KUPIANSK, Kharkiv Oblast — For the handful of Ukrainians left in the center of Kupiansk, life since liberation from Russian occupation has been reduced to an exercise in survival.

The city in Kharkiv Oblast is shelled throughout the day by Russian artillery on the other side of the Oskil River, where fierce fighting remains ongoing to secure the rest of the city. Easily distinguishable from outgoing fire, the deep crash of incoming shells break the silence of the empty streets; sometimes a few minutes apart, sometimes a few seconds.

People’s daily routine exists almost entirely within the walls of cellars and bomb shelters. Cut off from utilities, emergency services, and humanitarian aid, locals only take the risk of emerging to the street level to search for basic necessities. But there are no air raid sirens in Kupiansk, and any time spent above ground is a lottery, with the odds least favorable in the town center.

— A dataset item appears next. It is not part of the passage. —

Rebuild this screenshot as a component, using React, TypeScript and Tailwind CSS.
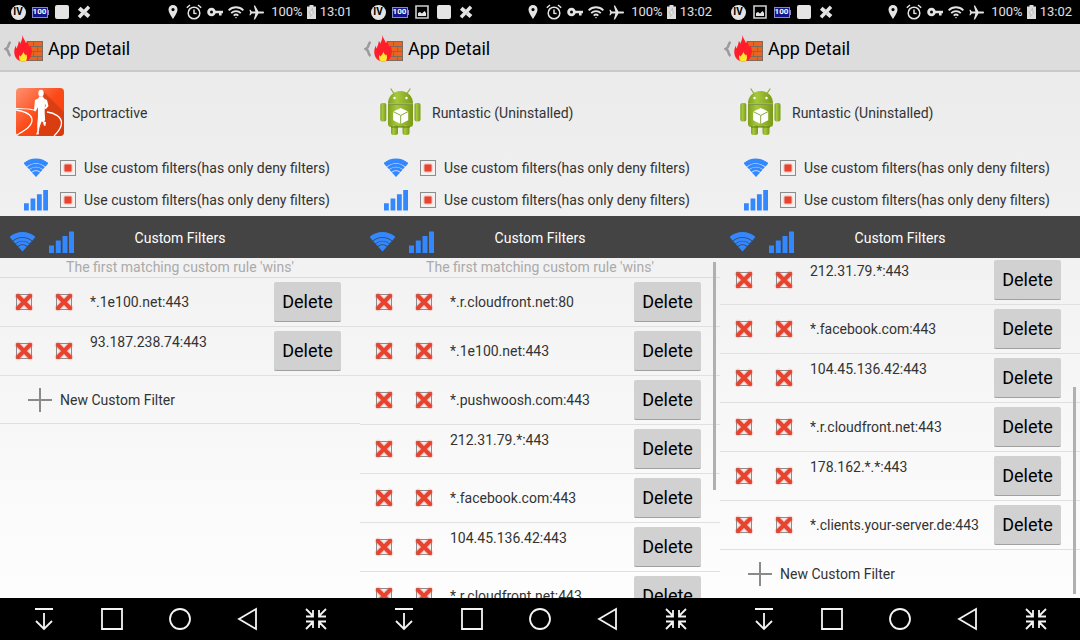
import React from 'react'

type Rule = { host: string; tall?: boolean }

type Screen = {
  id: string
  time: string
  icons: string[]
  app: string
  runner?: boolean
  hint?: boolean
  rules: Rule[]
  addRow?: boolean
  scroll?: 'top' | 'bottom'
}

const screens: Screen[] = [
  {
    id: 'a',
    time: '13:01',
    icons: ['iv', 'battery', 'square', 'cross'],
    app: 'Sportractive',
    runner: true,
    hint: true,
    rules: [{ host: '*.1e100.net:443' }, { host: '93.187.238.74:443', tall: true }],
    addRow: true,
  },
  {
    id: 'b',
    time: '13:02',
    icons: ['iv', 'battery', 'image', 'square', 'cross'],
    app: 'Runtastic (Uninstalled)',
    hint: true,
    rules: [
      { host: '*.r.cloudfront.net:80' },
      { host: '*.1e100.net:443' },
      { host: '*.pushwoosh.com:443' },
      { host: '212.31.79.*:443', tall: true },
      { host: '*.facebook.com:443' },
      { host: '104.45.136.42:443', tall: true },
      { host: '*.r.cloudfront.net:443' },
    ],
    scroll: 'top',
  },
  {
    id: 'c',
    time: '13:02',
    icons: ['iv', 'image', 'battery', 'square', 'cross'],
    app: 'Runtastic (Uninstalled)',
    rules: [
      { host: '212.31.79.*:443', tall: true },
      { host: '*.facebook.com:443' },
      { host: '104.45.136.42:443', tall: true },
      { host: '*.r.cloudfront.net:443' },
      { host: '178.162.*.*:443', tall: true },
      { host: '*.clients.your-server.de:443' },
    ],
    addRow: true,
    scroll: 'bottom',
  },
]

const NoticeIcon = ({ name }: { name: string }) => {
  if (name === 'iv')
    return <span className="flex size-[15px] items-center justify-center rounded-full bg-[#e4e4e4] text-[10px] font-bold leading-none text-black">IV</span>
  if (name === 'battery')
    return (
      <span className="flex items-center">
        <span className="flex h-[11px] w-4 items-center justify-center border border-[#8a8ac8] bg-[#15158c] text-[8px] font-bold leading-none text-white">100</span>
        <span className="h-[5px] w-px bg-[#8a8ac8]" />
      </span>
    )
  if (name === 'image')
    return (
      <svg viewBox="0 0 14 14" className="size-3.5">
        <path d="M1 1h12v12H1z" fill="none" stroke="#cfcfcf" strokeWidth="1.6" />
        <path d="M3 11V8l2-1 2 1.6L9.5 6 11 8v3z" fill="#e4e4e4" />
      </svg>
    )
  if (name === 'square') return <span className="size-3.5 rounded-xs bg-[#e4e4e4]" />
  return (
    <svg viewBox="0 0 14 14" className="size-3.5" stroke="#e4e4e4" fill="none">
      <path d="M2 12.2L12 1.8" strokeWidth="3.4" />
      <path d="M2.2 3.2l3.6 3M8.2 8.2l3.8 3.4" strokeWidth="4" />
    </svg>
  )
}

const StatusBar = ({ time, icons }: { time: string; icons: string[] }) => (
  <div className="flex h-6 shrink-0 items-center bg-black pl-[7px] pr-2 text-[13px] text-[#e0e0e0]">
    {icons.map((name) => (
      <span key={name} className="flex w-[22px] justify-center"><NoticeIcon name={name} /></span>
    ))}
    <div className="ml-auto flex items-center">
      <span className="flex w-[21px] justify-center">
        <svg viewBox="0 0 10 14" className="h-3.5 w-2.5"><path fillRule="evenodd" d="M5 0a4.5 4.5 0 0 0-4.5 4.6C.5 8 5 14 5 14s4.500-6 4.500-9.400A4.500 4.500 0 0 0 5 0zm0 3a1.600 1.600 0 1 1 0 3.200A1.600 1.600 0 0 1 5 3z" fill="#e4e4e4" /></svg>
      </span>
      <span className="flex w-[21px] justify-center">
        <svg viewBox="0 0 16 16" className="size-4" fill="none" stroke="#e4e4e4" strokeWidth="1.500">
          <circle cx="8" cy="9" r="5.800" />
          <path d="M8 5.500V9.300l2.600.1M.8 3.800L4 1M15.200 3.800L12 1" />
        </svg>
      </span>
      <span className="flex w-[21px] justify-center">
        <svg viewBox="0 0 16 10" className="h-2.5 w-4" fill="none" stroke="#e4e4e4">
          <circle cx="4.500" cy="5" r="2.900" strokeWidth="2.800" />
          <path d="M8 5h8M13.300 5v3.500" strokeWidth="2.600" />
        </svg>
      </span>
      <span className="flex w-[21px] justify-center">
        <svg viewBox="0 0 16 13" className="h-[13px] w-4" fill="none" stroke="#e4e4e4" strokeWidth="1.800">
          <path d="M.6 4.300a10.500 10.500 0 0 1 14.800 0M3.200 7.100a6.800 6.800 0 0 1 9.600 0M5.700 9.600a3.300 3.300 0 0 1 4.600 0" />
          <path d="M6.800 11.200h2.400L8 12.600z" fill="#e4e4e4" stroke="none" />
        </svg>
      </span>
      <span className="flex w-[21px] justify-center">
        <svg viewBox="0 0 15 15" className="size-[15px]" fill="#e4e4e4">
          <path d="M15 7.500c0-.7-.5-1-1.200-1H9.500L6 .5H4.800l1.600 6H2.800L1.500 4.700H.4l.8 2.800-.8 2.800h1.100l1.300-1.800h3.600l-1.600 6H6l3.500-6h4.300c.7 0 1.200-.3 1.200-1z" />
        </svg>
      </span>
      <span className="ml-1">100%</span>
      <svg viewBox="0 0 9 14" className="mx-1 h-3.5 w-[9px]">
        <path d="M0 1.500h2.500V0h4v1.500H9V14H0z" fill="#dcdcdc" />
        <path d="M5.500 3.500L2.200 8h2l-.7 3.500L6.800 7h-2z" fill="#fff" stroke="#999" strokeWidth=".5" />
      </svg>
      <span>{time}</span>
    </div>
  </div>
)

const FirewallIcon = () => (
  <svg viewBox="0 0 30 28" className="h-7 w-[30px]">
    <path d="M13 6h16v20H13z" fill="#7d6a60" />
    <path d="M13 7h6v4h-6zM20 7h8v4h-8zM13 12h10v4H13zM24 12h4v4h-4zM13 17h6v4h-6zM20 17h8v4h-8zM13 22h10v3H13zM24 22h4v3h-4z" fill="#e8641f" />
    <path d="M8.500 0c.5 3.500 3 5.500 3.300 8 .8-.6 1-1.500 1-2.500 1.700 3 1.500 4.500 3 7 .5-.8.600-1.500.600-2.500 1.600 3.500 2 7 .6 11-1 3-3.500 5.500-7.500 5.500-4.500 0-8-2.500-9-7C-.2 15.500.8 12.500 2 10.500c0 1.500.2 2.300.8 3C3.500 10.500 4.500 9.500 4.800 6c1 .8 1.300 1.800 1.300 2.800C7.500 6 8.500 3.500 8.500 0z" fill="#ff1f2b" />
    <path d="M9.500 16.500c.2 2 1.500 2.500 1.800 4 .5-.5.700-1 .7-1.800 1.600 3 1.200 5.300-.3 7.800H7c-2-1.500-2.300-4-1.500-6.500.5.500.600 1 .8 1.600 1.500-1.500 2.600-3 3.200-5.100z" fill="#ffe92e" />
  </svg>
)

const RunnerIcon = () => (
  <svg viewBox="0 0 48 48" className="size-12 rounded">
    <defs>
      <linearGradient id="tile" x1="0" y1="0" x2="1" y2="1">
        <stop offset="0" stopColor="#ff9270" />
        <stop offset=".5" stopColor="#fb4a18" />
        <stop offset="1" stopColor="#f83c06" />
      </linearGradient>
    </defs>
    <path d="M0 0h48v48H0z" fill="url(#tile)" />
    <path d="M27 3l21 21v24H21l7-16z" fill="#c73a12" opacity=".65" />
    <g fill="none" stroke="#fff">
      <path d="M0 20.500c6 0 12 .2 18 1.500" strokeWidth="1.200" />
      <path d="M0 22c9 1.500 16 4 16 10C16 39 7 43 0 47.500M31 24c8 1 14.500 5 14.500 11 0 6-4 9-7.500 13" strokeWidth="1.300" />
    </g>
    <g fill="#fff">
      <ellipse cx="25" cy="5.200" rx="2.700" ry="3.400" />
      <path d="M23 8.500h4l1 2 3 1.500 1.500 6-2.500 3-1.500-.6 1.300-2.900-1-2-.6 8 1 8.500-1.200 1.500 2 .5-.6 4-1.600-.5-.8-3.500-2-1L23.500 38l-.8 6.500.3 1.800-3 .2 1.200-3 .3-8 1-9.500.3-8-1.600 2.500-1.800 3-1.500-.8L19 12l3.500-1.700z" />
      <path d="M22 12h7l-.5 14 .5 6-3.500 1.500L23 40l-1.500-.5.500-14z" />
    </g>
  </svg>
)

const AndroidIcon = () => (
  <svg viewBox="0 0 48 48" className="size-12">
    <defs>
      <linearGradient id="droid" x1="0" y1="0" x2="1" y2="0">
        <stop offset="0" stopColor="#7f9f1d" />
        <stop offset=".35" stopColor="#a5c93c" />
        <stop offset="1" stopColor="#7b9a18" />
      </linearGradient>
    </defs>
    <path d="M15 1l3 4.500M34 1l-3 4.500" stroke="#8fae3c" strokeWidth="1.300" strokeLinecap="round" />
    <g fill="url(#droid)">
      <path d="M12 15.500C12 8 17.500 3 24.500 3S37 8 37 15.500z" />
      <path d="M12 16.800h25V36a3 3 0 0 1-3 3H15a3 3 0 0 1-3-3z" />
      <rect x="4.300" y="15" width="6" height="18.500" rx="2" />
      <rect x="38.500" y="15" width="6" height="18.500" rx="2" />
      <rect x="15" y="37" width="7" height="10" rx="2.500" />
      <rect x="26.500" y="37" width="7" height="10" rx="2.500" />
    </g>
    <path d="M12 16.200h25M15 39h19" stroke="#5d7a10" strokeWidth="1" />
    <circle cx="18.500" cy="10" r="1.200" fill="#fff" />
    <circle cx="30.500" cy="10" r="1.200" fill="#fff" />
    <path d="M24.700 20l7.500 3.600v8.600L24.700 36l-7.500-3.800v-8.600z" fill="#fff" />
    <path d="M17.200 23.600l7.500 3.800 7.500-3.800M24.700 27.400V36" stroke="#8aa83a" strokeWidth="1" fill="none" />
  </svg>
)

const WifiIcon = () => (
  <svg viewBox="0 0 25 20" className="h-5 w-[25px]" fill="none" stroke="#3388ff">
    <path d="M1.200 6.800a17 17 0 0 1 22.600 0" strokeWidth="4.900" />
    <path d="M4.300 10.300a12.300 12.300 0 0 1 16.400 0M6.700 13a8.700 8.700 0 0 1 11.600 0" strokeWidth="3" />
    <path d="M8.200 14.700a6.500 6.500 0 0 1 8.600 0l-4.300 4.800z" fill="#3388ff" stroke="none" />
  </svg>
)

const SignalIcon = () => (
  <svg viewBox="0 0 25 22" className="h-[22px] w-[25px]" fill="#3388ff">
    <path d="M0 14.500h5V22H0zM6.800 9.500h5V22h-5zM13.500 5h5v17h-5zM20 .5h5V22h-5z" />
  </svg>
)

// tri-state box: "deny" shows the cross, otherwise the filled dot
const CheckBox = ({ label, deny }: { label?: string; deny?: boolean }) => (
  <span className="grid size-4 shrink-0 place-items-center">
    <input type="checkbox" defaultChecked aria-label={label} className="col-start-1 row-start-1 size-4 appearance-none border border-[#8c8c8c] bg-[#f1f1f1]" />
    <svg viewBox="0 0 16 16" className="pointer-events-none col-start-1 row-start-1 size-4 overflow-visible">
      {deny ? (
        <g fill="none" strokeLinecap="round">
          <path d="M2 2l12 12M14 2L2 14" stroke="#ee4433" strokeOpacity=".2" strokeWidth="6.500" />
          <path d="M2 2l12 12M14 2L2 14" stroke="#e8432e" strokeWidth="4" />
        </g>
      ) : (
        <g fill="#e8432e">
          <rect x="3.500" y="3.500" width="9" height="9" rx="2" opacity=".3" />
          <rect x="4.500" y="4.500" width="7" height="7" rx="1" />
        </g>
      )}
    </svg>
  </span>
)

const RuleRow = ({ rule }: { rule: Rule }) => (
  <li className="flex h-[49px] shrink-0 items-center border-b border-[#e0e0e0] pl-4 pr-[19px]">
    <div className="flex gap-6">
      <CheckBox deny label={`Wifi ${rule.host}`} />
      <CheckBox deny label={`Mobile ${rule.host}`} />
    </div>
    <span className={`ml-[18px] flex-1 whitespace-nowrap ${rule.tall ? 'pb-[18px]' : ''}`}>{rule.host}</span>
    <button className="h-10 w-[67px] rounded-xs border-b border-[#a0a0a0] bg-[#d1d1d1] text-lg text-black">Delete</button>
  </li>
)

const NavBar = () => (
  <nav className="grid h-[42px] shrink-0 grid-cols-5 bg-black px-2.5">
    {[
      { name: 'Hide', d: 'M3 2h18M12 6v16M4 14l8 8 8-8' },
      { name: 'Recent', d: 'M2 2h20v20H2z' },
      { name: 'Home', d: 'M22 12a10 10 0 1 1-20 0 10 10 0 0 1 20 0z' },
      { name: 'Back', d: 'M20 2v20L3 12z' },
      { name: 'Shrink', d: 'M2 2l7 7M9 3v6.500H2M22 2l-7 7M15 3v6.500h7M2 22l7-7M2 14.500h7V21M22 22l-7-7M22 14.500h-7V21' },
    ].map((b) => (
      <button key={b.name} aria-label={b.name} className="flex items-center justify-center">
        <svg viewBox="0 0 24 24" className="size-6" fill="none" stroke="#f4f4f4" strokeWidth="1.800"><path d={b.d} /></svg>
      </button>
    ))}
  </nav>
)

const Phone = ({ screen }: { screen: Screen }) => (
  <section className="flex h-full min-w-0 flex-col overflow-hidden bg-linear-to-b from-[#e9e9e9] to-white">
    <StatusBar time={screen.time} icons={screen.icons} />
    <header className="flex h-12 shrink-0 items-center border-b-2 border-[#c9c9c9] bg-[#dddddd] pl-1 pt-[3px]">
      <button aria-label="Back" className="flex items-center">
        <svg viewBox="0 0 8 16" className="h-4 w-2" fill="none" stroke="#9c9c9c" strokeWidth="2.600"><path d="M6.500 1Q5 2 4.500 4.500 4 7 1.800 8 4 9 4.500 11.500 5 14 6.500 15" /></svg>
        <span className="ml-0.5"><FirewallIcon /></span>
      </button>
      <h1 className="ml-1 text-lg text-black">App Detail</h1>
    </header>

    <div className="flex h-20 shrink-0 items-center gap-2 px-4">
      {screen.runner ? <RunnerIcon /> : <AndroidIcon />}
      <span className="pt-0.5">{screen.app}</span>
    </div>
    {['wifi', 'mobile'].map((net) => (
      <div key={net} className="flex h-8 shrink-0 items-center gap-3 pl-6">
        <span className="flex w-6 justify-center">{net === 'wifi' ? <WifiIcon /> : <SignalIcon />}</span>
        <label className="flex items-center gap-2 whitespace-nowrap">
          <CheckBox />
          Use custom filters(has only deny filters)
        </label>
      </div>
    ))}

    <div className="grid h-[42px] shrink-0 grid-cols-[1fr_auto_1fr] items-center bg-[#444444] text-white">
      <div className="flex items-center gap-3.5 pl-2.5 pt-2.5">
        <WifiIcon />
        <SignalIcon />
      </div>
      <h2 className="pt-0.5">Custom Filters</h2>
    </div>

    <div className="relative min-h-0 flex-1">
      <ul className={`flex h-full flex-col overflow-hidden ${screen.scroll === 'bottom' ? 'justify-end' : ''}`}>
        {screen.hint && (
          <li className="shrink-0 border-b border-[#dcdcdc] text-center leading-[19px] text-[#aaaaaa]">The first matching custom rule 'wins'</li>
        )}
        {screen.rules.map((rule) => (
          <RuleRow key={rule.host} rule={rule} />
        ))}
        {screen.addRow && (
          <li className={`h-12 shrink-0 ${screen.scroll ? '' : 'border-b border-[#e0e0e0]'}`}>
            <button className="flex h-full w-full items-center gap-2 pl-7">
              <svg viewBox="0 0 24 24" className="size-6" stroke="#8a8a8a" strokeWidth="2"><path d="M12 0v24M0 12h24" /></svg>
              New Custom Filter
            </button>
          </li>
        )}
      </ul>
      {screen.scroll === 'top' && <div className="absolute right-1 top-1 h-[67%] w-[3px] bg-[#b0b0b0]" />}
      {screen.scroll === 'bottom' && <div className="absolute bottom-1 right-1 h-[61%] w-[3px] bg-[#b0b0b0]" />}
    </div>
    <NavBar />
  </section>
)

export default function App() {
  return (
    <main className="grid h-screen grid-cols-3 font-['Roboto',sans-serif] text-sm text-[#333333]">
      {screens.map((screen) => (
        <Phone key={screen.id} screen={screen} />
      ))}
    </main>
  )
}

Iryna, a 47-year-old mother of two who declined to give her last name out of personal fear, looked out from the entrance to her five-story apartment building, waiting for her mother to emerge from the basement of her home across the road opposite. Iryna’s building has taken significant damage with hardly any windows remaining intact, and rainwater seeping throughout the walls after a Russian shell punched through the top floor.

Her mother’s house was annihilated by a direct hit only five days ago. The front facade, with traditional Ukrainian window frames painted in a fresh coat of cobalt blue, is all that remains of her home.“We were in (my) mother’s cellar when the house was hit,” Iryna told the Kyiv Independent on the street outside the ruins. “We barely made it out alive, but everything she owned was lost forever.”

Before the full-scale invasion, Kupiansk was an important railway hub and a center of mixed industry with a population of 27,000.

The city was left mostly intact when it was taken by Russian forces in late February without a fight. When the western side of the city was liberated by Ukrainian forces on Sept. 10, the strategic Oskil River became the new front line in Kharkiv Oblast.

“The Russians left,” Iryna said, “but they didn’t go far.”

Not fit for living

Up the hill on the western edge of the city, around a hundred residents of Kupiansk wait for humanitarian aid packages delivered from Kharkiv.

Serhiy Udovyk, a 60-year-old electricity grid worker, stands in line with his wife and two sons. “Life is very tough at the moment,” he said. “No water, no gas, no electricity, nothing.”

As long as the fighting continues in and around Kupiansk, no work can be done to restore utilities. Water, gas, electricity, and phone signal in the city had been all connected to Russian networks during the occupation, and Russian forces destroyed pipelines and cables as they left the city two weeks ago.

“We are waiting for the word to get to work,” Udovyk said. “Until then, we are sitting tight, but we can’t live like this for long.”

It is difficult to find someone whose lives haven’t been directly touched by the recent shelling. Volodymyr Shevchenko, 40, paid the price for choosing not to sleep in a cellar when his window was blown out by a nearby shell, delivering a large cut above the eye.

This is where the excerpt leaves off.